_What is needed_
Give the number of lines in the listing that hold the word "styles". Write nothing but that number.

_Data lines_

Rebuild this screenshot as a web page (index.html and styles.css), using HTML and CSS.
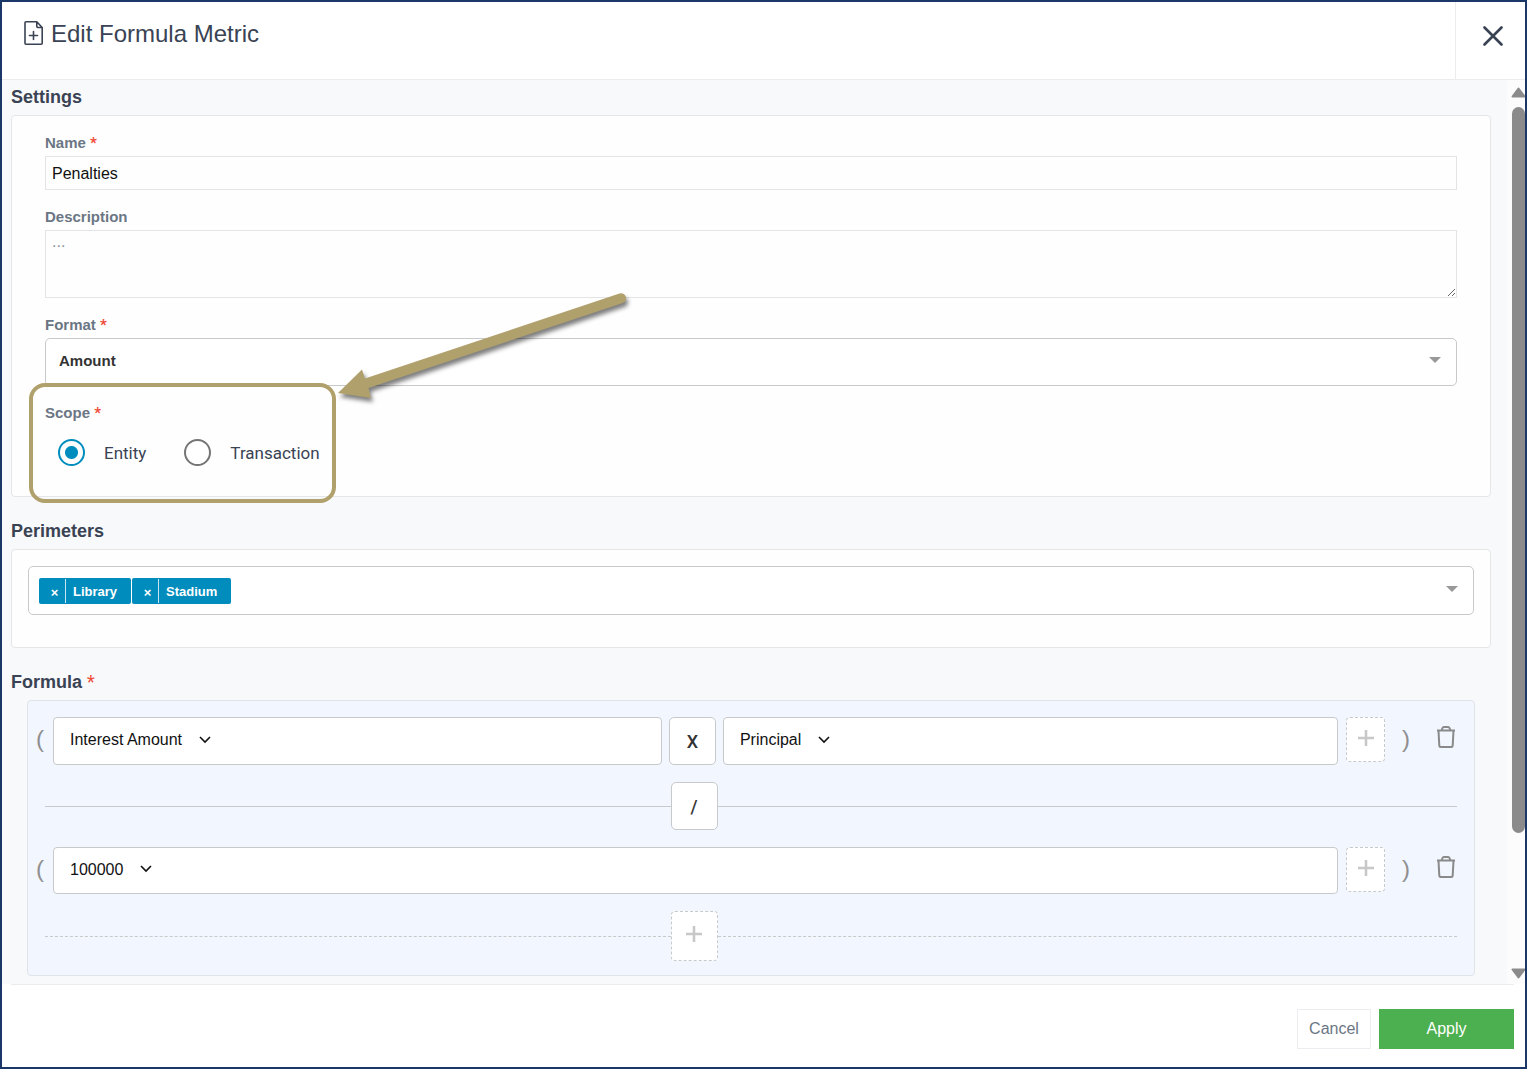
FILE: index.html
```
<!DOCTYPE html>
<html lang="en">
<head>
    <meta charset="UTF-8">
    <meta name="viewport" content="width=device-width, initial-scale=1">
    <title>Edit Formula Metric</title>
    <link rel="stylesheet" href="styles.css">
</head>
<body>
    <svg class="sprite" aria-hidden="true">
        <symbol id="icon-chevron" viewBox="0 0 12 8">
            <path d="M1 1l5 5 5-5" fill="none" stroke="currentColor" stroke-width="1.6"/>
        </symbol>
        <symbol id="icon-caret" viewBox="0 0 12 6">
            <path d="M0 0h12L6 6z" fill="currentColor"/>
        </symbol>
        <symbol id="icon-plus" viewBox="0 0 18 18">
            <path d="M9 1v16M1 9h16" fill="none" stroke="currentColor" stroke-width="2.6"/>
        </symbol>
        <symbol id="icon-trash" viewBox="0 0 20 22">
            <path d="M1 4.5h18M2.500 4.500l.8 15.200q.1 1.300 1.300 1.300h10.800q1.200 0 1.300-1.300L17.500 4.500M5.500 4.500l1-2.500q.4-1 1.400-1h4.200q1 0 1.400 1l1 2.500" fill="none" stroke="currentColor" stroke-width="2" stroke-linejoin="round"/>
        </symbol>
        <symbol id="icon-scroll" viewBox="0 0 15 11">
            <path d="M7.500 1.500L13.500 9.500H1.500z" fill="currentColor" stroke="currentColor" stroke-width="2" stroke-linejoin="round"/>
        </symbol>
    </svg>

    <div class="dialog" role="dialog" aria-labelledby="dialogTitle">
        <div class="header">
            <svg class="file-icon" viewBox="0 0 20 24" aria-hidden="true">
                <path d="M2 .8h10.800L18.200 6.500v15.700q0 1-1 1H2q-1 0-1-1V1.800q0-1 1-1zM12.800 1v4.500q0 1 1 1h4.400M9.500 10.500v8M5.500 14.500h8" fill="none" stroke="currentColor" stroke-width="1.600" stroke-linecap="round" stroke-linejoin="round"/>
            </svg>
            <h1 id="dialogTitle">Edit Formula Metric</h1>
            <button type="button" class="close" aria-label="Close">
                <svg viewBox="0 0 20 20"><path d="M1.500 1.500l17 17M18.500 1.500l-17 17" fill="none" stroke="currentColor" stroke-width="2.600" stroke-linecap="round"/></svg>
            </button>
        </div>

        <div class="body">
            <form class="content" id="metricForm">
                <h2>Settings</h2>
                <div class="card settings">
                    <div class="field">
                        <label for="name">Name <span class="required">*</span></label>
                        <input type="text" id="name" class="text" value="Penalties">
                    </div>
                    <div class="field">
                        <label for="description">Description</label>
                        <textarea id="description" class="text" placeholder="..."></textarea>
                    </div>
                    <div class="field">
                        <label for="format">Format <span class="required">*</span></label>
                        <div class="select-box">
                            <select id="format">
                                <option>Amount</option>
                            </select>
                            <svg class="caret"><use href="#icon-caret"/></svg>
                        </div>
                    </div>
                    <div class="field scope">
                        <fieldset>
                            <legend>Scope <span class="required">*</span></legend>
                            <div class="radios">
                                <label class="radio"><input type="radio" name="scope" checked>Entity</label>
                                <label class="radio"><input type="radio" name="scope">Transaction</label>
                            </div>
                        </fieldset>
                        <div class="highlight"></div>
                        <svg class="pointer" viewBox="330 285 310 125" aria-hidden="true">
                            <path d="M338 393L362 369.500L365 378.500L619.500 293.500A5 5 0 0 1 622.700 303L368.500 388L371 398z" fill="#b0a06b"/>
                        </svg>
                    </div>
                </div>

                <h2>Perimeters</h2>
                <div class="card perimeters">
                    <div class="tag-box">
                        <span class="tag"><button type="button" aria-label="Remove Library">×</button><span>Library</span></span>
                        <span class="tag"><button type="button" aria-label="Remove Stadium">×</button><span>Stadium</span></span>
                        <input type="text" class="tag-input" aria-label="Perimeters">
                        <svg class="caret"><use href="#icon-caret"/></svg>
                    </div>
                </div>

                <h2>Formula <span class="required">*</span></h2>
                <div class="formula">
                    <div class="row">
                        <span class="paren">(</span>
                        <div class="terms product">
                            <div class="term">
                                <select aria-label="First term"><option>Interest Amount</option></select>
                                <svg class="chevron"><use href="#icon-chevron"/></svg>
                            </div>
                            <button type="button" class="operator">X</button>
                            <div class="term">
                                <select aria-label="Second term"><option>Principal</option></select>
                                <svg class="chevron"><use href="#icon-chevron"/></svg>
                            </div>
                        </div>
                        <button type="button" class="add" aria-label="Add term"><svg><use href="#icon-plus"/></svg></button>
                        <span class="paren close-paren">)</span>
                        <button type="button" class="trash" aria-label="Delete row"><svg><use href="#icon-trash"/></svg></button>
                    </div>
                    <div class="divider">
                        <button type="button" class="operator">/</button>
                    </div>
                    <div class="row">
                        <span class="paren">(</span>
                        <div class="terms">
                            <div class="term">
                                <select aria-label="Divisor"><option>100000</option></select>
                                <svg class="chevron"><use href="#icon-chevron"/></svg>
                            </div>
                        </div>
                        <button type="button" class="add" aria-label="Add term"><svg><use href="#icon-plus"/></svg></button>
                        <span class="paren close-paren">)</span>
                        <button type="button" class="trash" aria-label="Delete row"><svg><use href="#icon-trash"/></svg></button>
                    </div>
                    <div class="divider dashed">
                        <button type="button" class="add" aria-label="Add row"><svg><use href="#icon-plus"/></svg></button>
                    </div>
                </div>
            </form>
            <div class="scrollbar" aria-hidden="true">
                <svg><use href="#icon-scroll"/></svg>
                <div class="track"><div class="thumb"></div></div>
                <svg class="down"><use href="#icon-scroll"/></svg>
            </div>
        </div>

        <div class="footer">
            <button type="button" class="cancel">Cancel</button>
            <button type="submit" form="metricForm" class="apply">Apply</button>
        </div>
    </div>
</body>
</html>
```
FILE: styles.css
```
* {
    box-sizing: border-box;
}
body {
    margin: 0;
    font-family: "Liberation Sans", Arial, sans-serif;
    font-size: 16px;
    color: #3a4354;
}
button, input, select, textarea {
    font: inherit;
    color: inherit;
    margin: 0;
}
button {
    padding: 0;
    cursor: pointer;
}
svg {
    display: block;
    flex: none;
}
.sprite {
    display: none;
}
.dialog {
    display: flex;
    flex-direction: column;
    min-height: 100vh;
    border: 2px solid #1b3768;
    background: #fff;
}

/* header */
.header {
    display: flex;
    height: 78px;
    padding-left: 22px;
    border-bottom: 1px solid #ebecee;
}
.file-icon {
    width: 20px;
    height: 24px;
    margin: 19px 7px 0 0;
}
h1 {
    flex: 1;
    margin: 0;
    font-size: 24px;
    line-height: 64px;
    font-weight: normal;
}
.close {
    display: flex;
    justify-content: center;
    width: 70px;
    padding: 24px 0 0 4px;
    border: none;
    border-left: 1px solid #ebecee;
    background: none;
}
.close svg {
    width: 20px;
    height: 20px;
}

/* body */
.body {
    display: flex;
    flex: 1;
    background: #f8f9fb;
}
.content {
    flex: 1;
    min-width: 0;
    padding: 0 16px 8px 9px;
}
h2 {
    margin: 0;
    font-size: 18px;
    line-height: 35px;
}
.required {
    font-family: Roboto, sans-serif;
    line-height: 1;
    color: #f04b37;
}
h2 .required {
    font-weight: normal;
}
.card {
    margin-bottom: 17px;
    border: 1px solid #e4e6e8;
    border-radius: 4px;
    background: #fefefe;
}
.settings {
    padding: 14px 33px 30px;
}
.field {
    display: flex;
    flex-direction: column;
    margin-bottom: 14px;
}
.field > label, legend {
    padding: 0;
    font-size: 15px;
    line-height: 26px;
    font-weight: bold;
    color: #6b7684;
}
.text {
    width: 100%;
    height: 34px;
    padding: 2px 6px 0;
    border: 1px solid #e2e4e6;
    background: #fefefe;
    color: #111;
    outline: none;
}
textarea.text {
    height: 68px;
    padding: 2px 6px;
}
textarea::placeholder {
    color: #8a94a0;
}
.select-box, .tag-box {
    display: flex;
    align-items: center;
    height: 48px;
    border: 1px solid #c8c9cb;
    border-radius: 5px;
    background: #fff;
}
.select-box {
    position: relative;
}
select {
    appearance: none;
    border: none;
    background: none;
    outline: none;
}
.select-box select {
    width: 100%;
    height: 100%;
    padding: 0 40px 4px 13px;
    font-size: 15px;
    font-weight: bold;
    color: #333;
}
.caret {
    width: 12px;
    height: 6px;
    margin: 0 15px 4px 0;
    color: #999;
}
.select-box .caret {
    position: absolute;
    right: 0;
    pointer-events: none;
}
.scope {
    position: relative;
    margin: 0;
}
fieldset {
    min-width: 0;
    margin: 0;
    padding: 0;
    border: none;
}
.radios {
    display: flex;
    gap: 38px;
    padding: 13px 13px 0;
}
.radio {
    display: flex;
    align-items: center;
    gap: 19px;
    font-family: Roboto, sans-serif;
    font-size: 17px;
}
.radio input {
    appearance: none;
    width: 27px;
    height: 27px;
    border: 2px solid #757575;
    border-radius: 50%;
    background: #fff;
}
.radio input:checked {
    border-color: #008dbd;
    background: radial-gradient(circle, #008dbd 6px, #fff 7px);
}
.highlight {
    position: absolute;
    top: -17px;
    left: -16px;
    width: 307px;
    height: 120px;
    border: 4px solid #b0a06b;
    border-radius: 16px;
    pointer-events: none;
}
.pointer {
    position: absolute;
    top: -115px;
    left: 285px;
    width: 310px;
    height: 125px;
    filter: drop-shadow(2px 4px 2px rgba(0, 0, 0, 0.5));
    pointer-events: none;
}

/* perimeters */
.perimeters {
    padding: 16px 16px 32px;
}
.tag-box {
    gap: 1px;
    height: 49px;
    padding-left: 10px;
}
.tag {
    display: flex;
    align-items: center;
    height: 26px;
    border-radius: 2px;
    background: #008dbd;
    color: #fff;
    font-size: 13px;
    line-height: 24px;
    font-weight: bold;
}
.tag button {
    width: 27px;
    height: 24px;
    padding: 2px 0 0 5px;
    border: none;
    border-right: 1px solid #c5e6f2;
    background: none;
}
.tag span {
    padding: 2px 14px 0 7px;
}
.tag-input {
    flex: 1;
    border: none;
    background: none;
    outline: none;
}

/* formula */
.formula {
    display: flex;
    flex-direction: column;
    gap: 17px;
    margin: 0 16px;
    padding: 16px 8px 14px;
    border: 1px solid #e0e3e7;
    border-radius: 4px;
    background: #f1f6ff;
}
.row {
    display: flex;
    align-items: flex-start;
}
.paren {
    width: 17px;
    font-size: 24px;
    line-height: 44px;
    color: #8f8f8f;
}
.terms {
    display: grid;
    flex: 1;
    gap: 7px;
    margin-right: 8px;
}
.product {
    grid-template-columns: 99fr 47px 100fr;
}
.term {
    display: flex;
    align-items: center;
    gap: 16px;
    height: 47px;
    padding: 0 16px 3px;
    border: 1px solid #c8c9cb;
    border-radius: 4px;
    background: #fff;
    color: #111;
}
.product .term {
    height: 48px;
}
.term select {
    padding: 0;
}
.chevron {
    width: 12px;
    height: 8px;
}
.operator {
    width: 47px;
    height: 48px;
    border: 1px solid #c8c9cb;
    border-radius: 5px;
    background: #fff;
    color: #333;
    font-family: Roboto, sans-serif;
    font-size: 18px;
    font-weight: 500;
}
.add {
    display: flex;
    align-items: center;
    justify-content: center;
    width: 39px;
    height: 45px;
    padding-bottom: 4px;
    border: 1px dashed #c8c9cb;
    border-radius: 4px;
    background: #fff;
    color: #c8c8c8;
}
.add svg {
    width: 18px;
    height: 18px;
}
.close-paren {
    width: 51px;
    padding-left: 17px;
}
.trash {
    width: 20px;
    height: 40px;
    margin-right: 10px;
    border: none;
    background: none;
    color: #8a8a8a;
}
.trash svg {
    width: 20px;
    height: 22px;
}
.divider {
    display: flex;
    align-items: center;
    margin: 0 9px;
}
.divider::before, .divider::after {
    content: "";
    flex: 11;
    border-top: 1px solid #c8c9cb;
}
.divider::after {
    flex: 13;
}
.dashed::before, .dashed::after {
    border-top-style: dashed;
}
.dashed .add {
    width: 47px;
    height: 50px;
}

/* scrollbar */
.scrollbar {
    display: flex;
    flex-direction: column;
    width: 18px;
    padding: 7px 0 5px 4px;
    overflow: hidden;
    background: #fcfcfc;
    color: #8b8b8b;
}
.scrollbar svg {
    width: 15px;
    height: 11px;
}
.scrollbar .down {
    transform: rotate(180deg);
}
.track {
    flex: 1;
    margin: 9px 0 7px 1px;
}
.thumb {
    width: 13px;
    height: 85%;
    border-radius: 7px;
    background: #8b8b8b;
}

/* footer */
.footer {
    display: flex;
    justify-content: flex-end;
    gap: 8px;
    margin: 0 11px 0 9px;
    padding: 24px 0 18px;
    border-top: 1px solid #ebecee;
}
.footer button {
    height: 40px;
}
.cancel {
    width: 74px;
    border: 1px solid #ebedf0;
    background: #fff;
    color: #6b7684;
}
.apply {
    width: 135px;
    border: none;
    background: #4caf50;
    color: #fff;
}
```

_Solution for this problem_
3